Economics, policy, and debates
Desalination is a capital- and energy-intensive undertaking. The economics of a given project hinge on plant size, salinity of the source, local energy costs, financing terms, and the regulatory environment. Where drought, population growth, and reliable energy prices align, desalination can provide a stable, locally controlled water supply and reduce dependency on distant imports or weather-driven flows.
Costs and financing: Projects typically involve significant upfront capital outlays and long payback periods. Public-private partnerships, federal and state loan programs, and local ratepayer considerations all shape the financial calculus. Supporters argue that desalination protects communities against drought-induced shortages and high water prices, while critics warn that ratepayer burdens and uncertain long-term demand can undermine project viability.
Energy and emissions: Energy intensity is a core concern, especially in regions without abundant low-cost electricity. The industry contends that energy efficiency improvements, energy recovery devices, and the integration of renewables can mitigate emissions and operating costs. In places where the electricity mix is less carbon-intensive, desalination can align with broader climate and energy goals; in higher-emission grids, critics worry about tradeoffs.
Environmental considerations: Brine disposal, intake impacts, and the potential effects on marine ecosystems remain central to controversy. Proponents stress that modern designs minimize harm through ecological protections and careful siting, while opponents emphasize precaution and demand rigorous environmental reviews.
Policy debates: A recurring point of contention is whether desalination should be pursued as a primary water supply or as a supplementary hedge. Proponents argue that desalination complements conservation and reuse, providing drought resilience and local control.
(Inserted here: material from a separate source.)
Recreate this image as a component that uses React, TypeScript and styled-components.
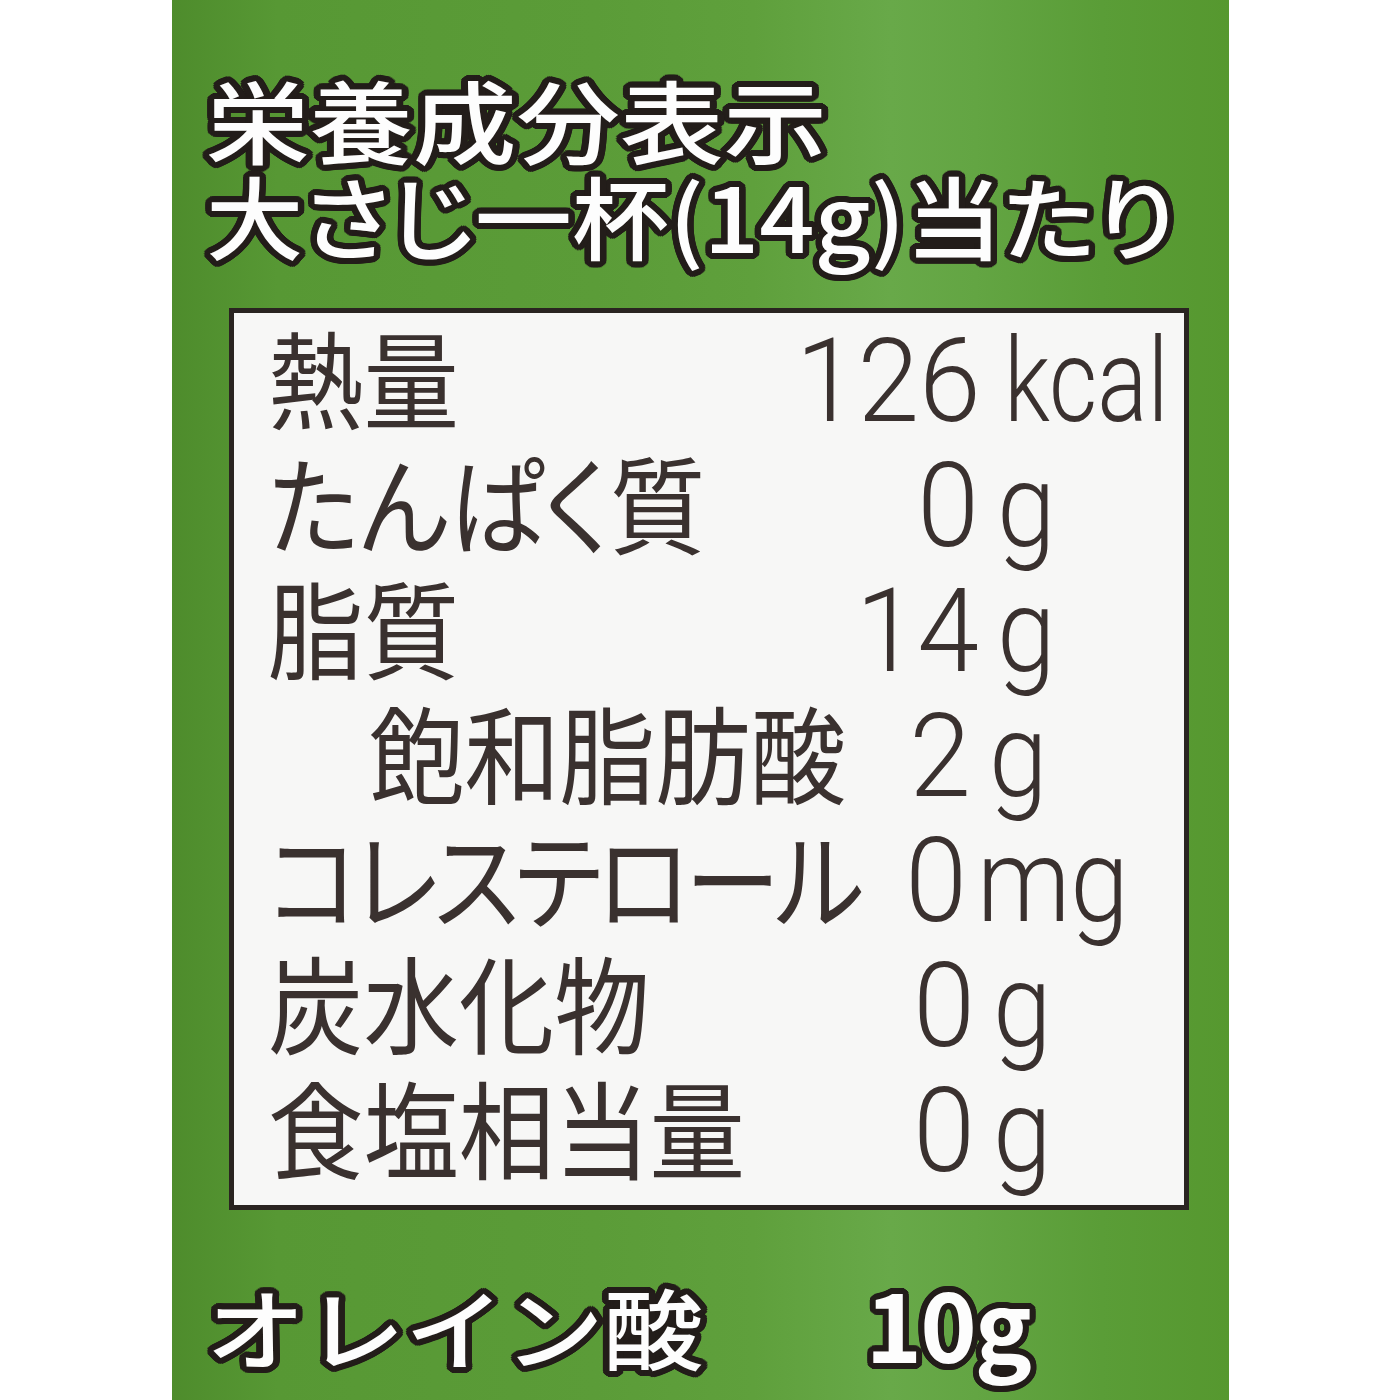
import React, { FC } from "react";
import styled, { createGlobalStyle } from "styled-components";

const GlobalStyle = createGlobalStyle`
  html, body {
    margin: 0;
    padding: 0;
    background: #ffffff;
  }
`;

// ring of shadows to imitate the thick dark outline round the white print
const outline = (r: number, color: string) => {
  const parts: string[] = [];
  for (let a = 0; a < 360; a += 15) {
    const x = (Math.cos((a * Math.PI) / 180) * r).toFixed(1);
    const y = (Math.sin((a * Math.PI) / 180) * r).toFixed(1);
    parts.push(`${x}px ${y}px 0 ${color}`);
  }
  return parts.join(", ");
};

const OUTLINE = [outline(6, "#231d1a"), outline(3.5, "#231d1a")].join(", ");

const Panel = styled.div`
  width: 1057px;
  height: 1400px;
  margin: 0 auto;
  box-sizing: border-box;
  padding: 70px 40px 0 34px;
  display: flex;
  flex-direction: column;
  overflow: hidden;
  background: linear-gradient(
    90deg,
    #4e8c2c 0%,
    #579834 10%,
    #5b9c38 40%,
    #5fa03c 55%,
    #68a949 68%,
    #63a543 76%,
    #5a9d37 88%,
    #56982f 100%
  );
  font-family: "Noto Sans CJK JP", "Noto Sans", sans-serif;
`;

const Title = styled.div`
  height: 96px;
  color: #fdfdfd;
  font-size: 90px;
  line-height: 96px;
  font-weight: 500;
  white-space: nowrap;
  text-shadow: ${OUTLINE};
`;

const Stretch = styled.span<{ $sx: number; $palt?: boolean }>`
  display: inline-block;
  transform: scaleX(${(p) => p.$sx});
  transform-origin: left center;
  font-feature-settings: ${(p) => (p.$palt ? '"palt"' : "normal")};
`;

const Table = styled.div`
  margin: 46px 0 0 23px;
  width: 960px;
  box-sizing: border-box;
  border: 5px solid #2a2421;
  background: #f7f7f6;
  padding: 0 0 17px 34px;
  display: flex;
  flex-direction: column;
`;

const Row = styled.div`
  display: flex;
  align-items: baseline;
  height: 125px;
  line-height: 125px;
  color: #3a312f;
`;

const Label = styled.div<{ $indent?: boolean }>`
  flex: 1;
  min-width: 0;
  font-size: 106px;
  font-weight: 400;
  white-space: nowrap;
  padding-left: ${(p) => (p.$indent ? "101px" : "0")};
`;

const LabelText = styled.span<{ $tight?: boolean }>`
  display: inline-block;
  transform: scaleX(0.9);
  transform-origin: left center;
  font-feature-settings: "palt";
  letter-spacing: ${(p) => (p.$tight ? "-5px" : "0")};
`;

const Value = styled.div<{ $dx: number }>`
  flex-shrink: 0;
  display: flex;
  align-items: baseline;
  width: 410px;
  transform: translateX(${(p) => p.$dx}px);
  font-family: Roboto, "Liberation Sans", sans-serif;
  font-weight: 300;
  font-size: 117px;
`;

const Num = styled.span`
  width: 205px;
  display: inline-block;
  text-align: right;
  transform: scaleX(0.95);
  transform-origin: right center;
`;

const Unit = styled.span<{ $gap: number; $sx: number }>`
  display: inline-block;
  margin-left: ${(p) => p.$gap}px;
  transform: scaleX(${(p) => p.$sx});
  transform-origin: left center;
  white-space: nowrap;
`;

const Footer = styled.div`
  margin-top: 64px;
  display: flex;
  align-items: baseline;
  color: #fdfdfd;
  font-size: 88px;
  line-height: 96px;
  font-weight: 500;
  text-shadow: ${OUTLINE};
  white-space: nowrap;
`;

const FooterLabel = styled.div`
  width: 660px;
  flex-shrink: 0;
`;

const FooterValue = styled.div`
  font-weight: 700;
  font-size: 96px;
  letter-spacing: -2px;
`;

interface Item {
  label: string;
  num: string;
  unit: string;
  indent?: boolean;
  tight?: boolean;
  dx?: number;
  gap?: number;
  sx?: number;
}

const items: Item[] = [
  { label: "熱量", num: "126", unit: "kcal", dx: 12, gap: 24, sx: 0.8 },
  { label: "たんぱく質", num: "0", unit: "g" },
  { label: "脂質", num: "14", unit: "g" },
  { label: "飽和脂肪酸", num: "2", unit: "g", indent: true, dx: -8 },
  { label: "コレステロール", num: "0", unit: "mg", tight: true, dx: -12, gap: 10 },
  { label: "炭水化物", num: "0", unit: "g", dx: -4 },
  { label: "食塩相当量", num: "0", unit: "g", dx: -4 },
];

const App: FC = () => {
  return (
    <>
      <GlobalStyle />
      <Panel>
        <Title>
          <Stretch $sx={1.15}>栄養成分表示</Stretch>
        </Title>
        <Title>
          <Stretch $sx={1.08} $palt>
            大さじ一杯(14g)当たり
          </Stretch>
        </Title>
        <Table>
          {items.map((it) => (
            <Row key={it.label}>
              <Label $indent={it.indent}>
                <LabelText $tight={it.tight}>{it.label}</LabelText>
              </Label>
              <Value $dx={it.dx ?? 0}>
                <Num>{it.num}</Num>
                <Unit $gap={it.gap ?? 18} $sx={it.sx ?? 0.9}>
                  {it.unit}
                </Unit>
              </Value>
            </Row>
          ))}
        </Table>
        <Footer>
          <FooterLabel>
            <Stretch $sx={1.13}>オレイン酸</Stretch>
          </FooterLabel>
          <FooterValue>10g</FooterValue>
        </Footer>
      </Panel>
    </>
  );
};

export default App;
Critics warn that subsidies or mandates could distort water markets or crowd out cheaper alternatives, especially in regions with abundant rainfall or lower-cost options.
From a practical governance perspective, supporters emphasize market-based approaches, private investment, and targeted public funding to deliver essential infrastructure, while critics push for tighter cost controls and stronger environmental safeguards. The discussion is framed not just by engineering feasibility but by long-run expectations for water reliability, energy prices, and taxpayer or ratepayer sustainability.
Controversies and critiques from a pragmatic perspective
The cost hurdle: Critics often point to high capital costs and the risk of stranded investments if drought conditions ease or if price signals shift. From a fiscal conservative vantage, the case for desalination rests on predictable supply in the face of uncertain climate futures and rising demand, balanced by transparent cost-benefit analyses and disciplined project governance.
The energy question: In a country where electricity is not universally cheap or clean, desalination can look expensive and carbon-intensive. Proponents argue that coupling desalination with modern energy efficiency and renewables can make it a net-positive for reliability and long-term resilience.
Environmental trade-offs: The brine produced by desalination concentrates salts and impurities, which requires careful management. If mismanaged, it can alter coastal salinity regimes or harm marine life near discharge points. Technological and regulatory safeguards are essential, and proponents claim these can be implemented without prohibiting desalination from contributing to resilience.
The woke critique and its limits: Some observers argue that desalination is a stopgap or a distraction from stricter water-use policies. A pragmatic defense notes that conservation, reuse, and desalination are not mutually exclusive; each tool has a role depending on local conditions. While critics may emphasize perceived moral or environmental flaws, advocates contend that timely, well-regulated desalination projects represent responsible infrastructure investment that reduces vulnerability to droughts and imports.